Put simply, in dealing with the issue of the proliferation of weapons of mass destruction, American rhetoric doesn't match its deeds. It speaks loudly and carries a small stick.

 

US timidity in advancing its own national security interests in the face of international hostility is of course matched by the administration's addiction to the cause of Palestinian statehood. Standing next to UN Secretary-General Kofi Annan last week, US Secretary of State Colin Powell equated opponents to Palestinian statehood with Palestinian terrorists. In Powell's view, burying the road map in the wake of the Palestinian massacre of 21 people in Jerusalem is not an option because as he put it, "The alternative is what?… Let the terrorists win? Let those who have no interest in a Palestinian state win? Let those who have no interest but killing innocent people win? No. That is not an acceptable outcome."

 

In the same statement, Powell recognized Yasser Arafat as the de facto leader of the Palestinian Authority. Powell's request that Arafat allow PA Prime Minister Mahmoud Abbas to make use of the Palestinian militias is what spurred Arafat's actions this week to sideline Abbas and Security Minister Muhammad Dahlan.

 

The Palestinian media this week has been full of reports and commentary stating that Powell's statement amounted to nothing less than the US reconferring legitimacy on Arafat. Palestinian sources say that given Powell's statement, there is no way that Abbas and Dahlan will be able to assert any type of authority over the PA.

 

This of course would be fine if Powell's intention had been to unmask the fiction of PA reform under Abbas and Dahlan. But of course the opposite is the case. The US is acutely interested in eternalizing this lie. "A new Palestinian leadership is emerging that understands and says, in Arabic and English that terror is not a means to Palestinian statehood, but rather the greatest obstacle to statehood," said US National Security Adviser Condoleezza Rice.

 

In so reacting to last week's massacre, the message the US effectively sends the Palestinians is that terrorism pays.

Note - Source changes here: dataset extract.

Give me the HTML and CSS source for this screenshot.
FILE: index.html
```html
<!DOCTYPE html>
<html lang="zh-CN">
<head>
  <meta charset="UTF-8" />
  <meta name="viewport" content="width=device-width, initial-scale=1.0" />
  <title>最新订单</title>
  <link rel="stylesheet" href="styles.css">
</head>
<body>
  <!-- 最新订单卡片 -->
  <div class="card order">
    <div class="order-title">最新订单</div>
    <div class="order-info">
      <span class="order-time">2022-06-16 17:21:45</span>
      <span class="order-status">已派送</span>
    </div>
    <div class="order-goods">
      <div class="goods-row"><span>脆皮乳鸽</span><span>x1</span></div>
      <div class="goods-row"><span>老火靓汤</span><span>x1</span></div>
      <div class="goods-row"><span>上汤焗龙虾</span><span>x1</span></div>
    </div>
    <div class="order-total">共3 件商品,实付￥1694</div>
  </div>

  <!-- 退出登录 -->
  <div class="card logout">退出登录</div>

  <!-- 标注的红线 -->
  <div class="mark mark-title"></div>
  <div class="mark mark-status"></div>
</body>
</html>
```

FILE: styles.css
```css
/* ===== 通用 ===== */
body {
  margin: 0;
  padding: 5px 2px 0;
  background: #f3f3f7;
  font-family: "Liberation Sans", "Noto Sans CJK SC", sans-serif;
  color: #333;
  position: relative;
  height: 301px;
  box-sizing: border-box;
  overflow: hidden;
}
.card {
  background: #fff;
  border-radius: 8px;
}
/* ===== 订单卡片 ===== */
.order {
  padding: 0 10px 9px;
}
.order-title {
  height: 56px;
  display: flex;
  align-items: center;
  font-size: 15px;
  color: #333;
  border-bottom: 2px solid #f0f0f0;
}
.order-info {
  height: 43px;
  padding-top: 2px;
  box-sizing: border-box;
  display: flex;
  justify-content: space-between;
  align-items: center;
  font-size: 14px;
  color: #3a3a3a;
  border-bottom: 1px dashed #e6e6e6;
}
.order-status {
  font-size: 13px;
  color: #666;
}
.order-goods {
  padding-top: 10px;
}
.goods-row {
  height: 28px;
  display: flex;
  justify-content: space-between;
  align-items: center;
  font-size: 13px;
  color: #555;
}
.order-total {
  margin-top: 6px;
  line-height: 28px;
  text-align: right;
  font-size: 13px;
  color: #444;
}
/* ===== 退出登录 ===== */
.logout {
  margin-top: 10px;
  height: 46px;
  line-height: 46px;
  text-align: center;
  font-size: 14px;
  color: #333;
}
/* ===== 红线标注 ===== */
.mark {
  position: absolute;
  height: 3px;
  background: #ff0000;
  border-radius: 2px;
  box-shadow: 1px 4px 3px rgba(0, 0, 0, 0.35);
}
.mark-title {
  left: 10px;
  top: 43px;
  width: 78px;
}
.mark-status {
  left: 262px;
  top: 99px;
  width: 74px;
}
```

Arafat has learned that when bombs go off in Jerusalem and the precious road map is in jeopardy, Washington knows who to call. As for the Palestinian people, they have learned that Abbas and Dahlan were repaid for their mealy-mouthed antiterror rhetoric with their removal from power.

 

What we see then is US policy in full-blown retreat. That the US is now considering allowing a UN-sponsored force to operate in Iraq is simply another example of this surrender of initiative to an international community that shares none of the US's views or goals.

 

Perhaps given its naive and premature sense of triumph, the US now believes it can indulge a strategy of delay, deny, and retreat. But Israel cannot engage in such irresponsible self-deception. International conferences will not slow or prevent Iran's acquisition of nuclear weapons.

 

 

Concessions to the Palestinians will not convince the US or the UN to take concerted action against the Iranians. They will have no impact on Iran's desire to destroy the State of Israel. With 70 percent of our population concentrated in the kill radius of one atomic bomb, Is
rael cannot stand by idly and expect the US to ride in like a knight in shining armor to save us from destruction.

Iran has already made it clear that the threat of Israeli nuclear retaliation for a nuclear strike on Israel will not deter it from attacking. We owe it to ourselves to take this seriously. Our missile defense system, although the most advanced in the world, is not an impenetrable shield.

 

If our survival is important to him, Mofaz should not be trusting the Americans. He should be hunkering down with OC Air Force Maj.-Gen. Dan Halutz right now and mapping out plans to destroy the Iranian nuclear installations. Time is not on our side and, apparently, neither is the US.